DATA EXTRACT:

######

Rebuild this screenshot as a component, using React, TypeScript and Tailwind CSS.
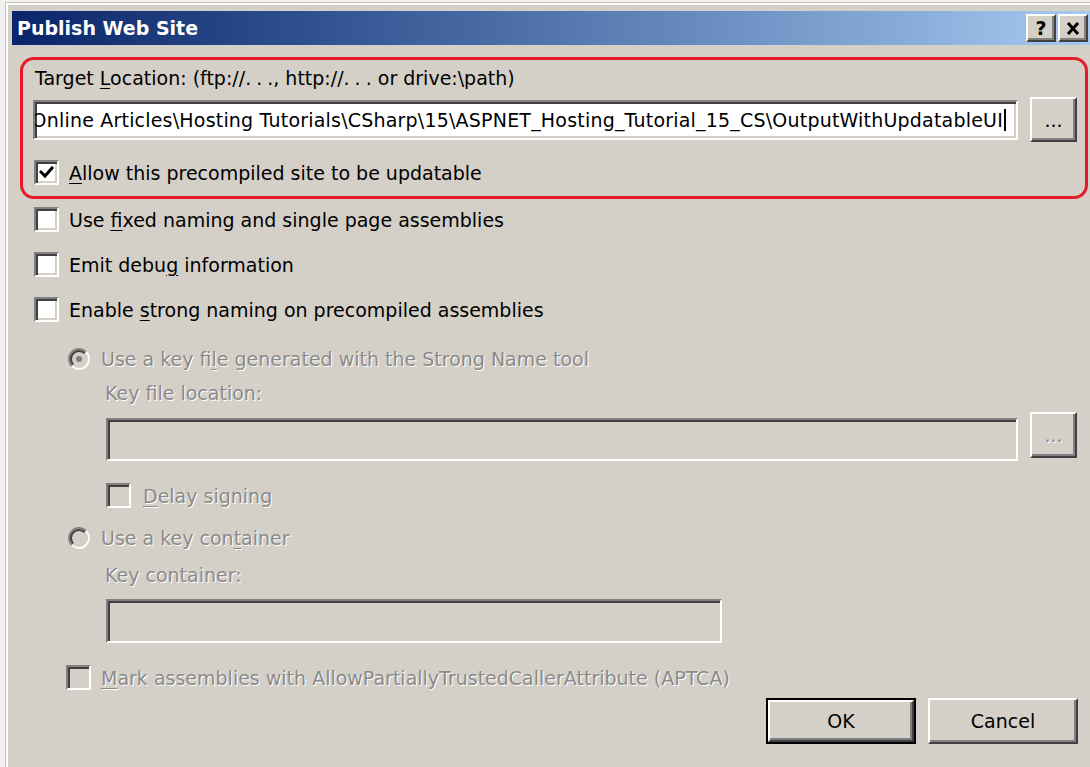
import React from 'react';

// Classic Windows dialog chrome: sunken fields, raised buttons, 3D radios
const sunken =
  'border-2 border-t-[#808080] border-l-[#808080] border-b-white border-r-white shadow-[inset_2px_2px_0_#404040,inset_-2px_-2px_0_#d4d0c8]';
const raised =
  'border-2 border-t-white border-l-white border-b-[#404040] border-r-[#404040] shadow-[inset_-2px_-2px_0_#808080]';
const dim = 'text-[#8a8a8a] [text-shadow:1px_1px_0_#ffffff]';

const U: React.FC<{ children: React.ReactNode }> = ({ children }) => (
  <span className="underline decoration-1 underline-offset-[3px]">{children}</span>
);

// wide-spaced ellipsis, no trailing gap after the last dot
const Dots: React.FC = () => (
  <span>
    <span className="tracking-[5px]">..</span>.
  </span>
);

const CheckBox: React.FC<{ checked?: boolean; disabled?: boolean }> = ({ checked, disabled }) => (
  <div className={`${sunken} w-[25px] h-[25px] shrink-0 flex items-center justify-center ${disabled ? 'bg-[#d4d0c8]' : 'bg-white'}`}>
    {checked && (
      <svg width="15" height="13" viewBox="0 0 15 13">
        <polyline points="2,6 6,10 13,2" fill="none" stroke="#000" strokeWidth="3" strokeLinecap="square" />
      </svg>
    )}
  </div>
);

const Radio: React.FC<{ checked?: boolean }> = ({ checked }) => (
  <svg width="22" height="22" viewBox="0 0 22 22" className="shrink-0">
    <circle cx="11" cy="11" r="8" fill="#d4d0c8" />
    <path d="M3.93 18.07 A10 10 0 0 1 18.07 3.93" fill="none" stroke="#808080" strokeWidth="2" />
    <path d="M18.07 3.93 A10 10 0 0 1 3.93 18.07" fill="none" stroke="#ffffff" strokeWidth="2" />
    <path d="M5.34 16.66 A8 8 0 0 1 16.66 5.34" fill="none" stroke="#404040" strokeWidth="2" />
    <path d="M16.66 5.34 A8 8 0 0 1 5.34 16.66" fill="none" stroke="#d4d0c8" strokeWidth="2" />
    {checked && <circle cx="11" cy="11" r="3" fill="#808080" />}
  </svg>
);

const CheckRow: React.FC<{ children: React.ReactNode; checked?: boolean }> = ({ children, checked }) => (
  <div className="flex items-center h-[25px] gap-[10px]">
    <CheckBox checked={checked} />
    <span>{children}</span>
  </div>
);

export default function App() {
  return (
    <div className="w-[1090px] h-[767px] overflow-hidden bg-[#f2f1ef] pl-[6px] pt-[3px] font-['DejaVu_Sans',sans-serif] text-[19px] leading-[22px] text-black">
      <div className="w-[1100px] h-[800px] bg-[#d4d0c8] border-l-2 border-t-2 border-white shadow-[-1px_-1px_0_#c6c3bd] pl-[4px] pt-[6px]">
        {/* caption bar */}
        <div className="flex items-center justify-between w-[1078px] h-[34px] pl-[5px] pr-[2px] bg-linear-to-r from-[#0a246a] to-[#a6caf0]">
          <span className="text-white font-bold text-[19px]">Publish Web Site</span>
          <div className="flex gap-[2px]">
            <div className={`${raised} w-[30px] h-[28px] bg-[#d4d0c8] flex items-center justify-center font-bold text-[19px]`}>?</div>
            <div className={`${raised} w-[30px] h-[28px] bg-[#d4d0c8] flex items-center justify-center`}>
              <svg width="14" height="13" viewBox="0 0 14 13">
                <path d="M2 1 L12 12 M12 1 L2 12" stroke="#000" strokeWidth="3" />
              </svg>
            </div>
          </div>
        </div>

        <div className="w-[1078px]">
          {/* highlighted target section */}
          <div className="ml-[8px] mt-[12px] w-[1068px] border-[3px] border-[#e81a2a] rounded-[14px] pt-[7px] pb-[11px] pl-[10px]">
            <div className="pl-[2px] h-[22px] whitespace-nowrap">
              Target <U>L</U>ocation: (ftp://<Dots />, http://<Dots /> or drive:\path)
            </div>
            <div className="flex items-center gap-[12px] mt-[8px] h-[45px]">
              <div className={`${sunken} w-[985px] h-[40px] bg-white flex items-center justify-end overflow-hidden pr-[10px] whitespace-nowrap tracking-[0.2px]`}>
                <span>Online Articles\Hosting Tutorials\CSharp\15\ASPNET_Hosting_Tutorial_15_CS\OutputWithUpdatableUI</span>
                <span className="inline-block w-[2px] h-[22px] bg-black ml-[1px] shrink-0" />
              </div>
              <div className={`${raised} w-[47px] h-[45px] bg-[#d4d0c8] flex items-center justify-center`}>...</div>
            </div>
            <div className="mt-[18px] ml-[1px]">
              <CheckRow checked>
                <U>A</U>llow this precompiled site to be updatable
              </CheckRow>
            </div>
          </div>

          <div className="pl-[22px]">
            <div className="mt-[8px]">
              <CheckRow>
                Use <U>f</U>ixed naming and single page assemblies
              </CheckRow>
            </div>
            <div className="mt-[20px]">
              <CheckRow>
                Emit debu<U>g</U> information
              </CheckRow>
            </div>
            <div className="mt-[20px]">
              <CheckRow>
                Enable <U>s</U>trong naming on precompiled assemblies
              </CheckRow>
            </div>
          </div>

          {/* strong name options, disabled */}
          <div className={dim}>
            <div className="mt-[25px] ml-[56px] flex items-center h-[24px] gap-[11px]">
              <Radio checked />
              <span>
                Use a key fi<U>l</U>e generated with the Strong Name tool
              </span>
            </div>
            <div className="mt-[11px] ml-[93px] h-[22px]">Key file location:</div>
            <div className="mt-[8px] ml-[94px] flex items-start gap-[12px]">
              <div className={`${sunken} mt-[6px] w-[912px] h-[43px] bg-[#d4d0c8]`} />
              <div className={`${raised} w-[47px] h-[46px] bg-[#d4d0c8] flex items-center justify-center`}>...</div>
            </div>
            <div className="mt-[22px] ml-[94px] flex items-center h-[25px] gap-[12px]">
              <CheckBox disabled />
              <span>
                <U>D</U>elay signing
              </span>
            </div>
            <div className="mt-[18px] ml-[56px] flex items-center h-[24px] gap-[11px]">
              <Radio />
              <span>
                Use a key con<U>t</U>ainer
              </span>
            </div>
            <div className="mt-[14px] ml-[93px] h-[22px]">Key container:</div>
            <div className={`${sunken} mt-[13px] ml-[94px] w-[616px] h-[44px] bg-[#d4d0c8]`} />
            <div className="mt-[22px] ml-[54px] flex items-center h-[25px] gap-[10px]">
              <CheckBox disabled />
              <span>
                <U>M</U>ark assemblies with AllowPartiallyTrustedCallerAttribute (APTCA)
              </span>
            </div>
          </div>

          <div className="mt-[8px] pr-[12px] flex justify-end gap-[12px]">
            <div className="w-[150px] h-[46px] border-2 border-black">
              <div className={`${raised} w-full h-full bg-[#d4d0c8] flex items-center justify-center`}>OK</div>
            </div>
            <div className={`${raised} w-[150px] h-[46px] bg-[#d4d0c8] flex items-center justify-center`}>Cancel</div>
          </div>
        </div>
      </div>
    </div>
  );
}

######

WRITTEN INSTRUCTION: Copy nothing but the lines from the top of the data down to the line containing "import React from 'react';", and leave the pictures out.

REPLY:
Rebuild this screenshot as a component, using React, TypeScript and Tailwind CSS.
import React from 'react';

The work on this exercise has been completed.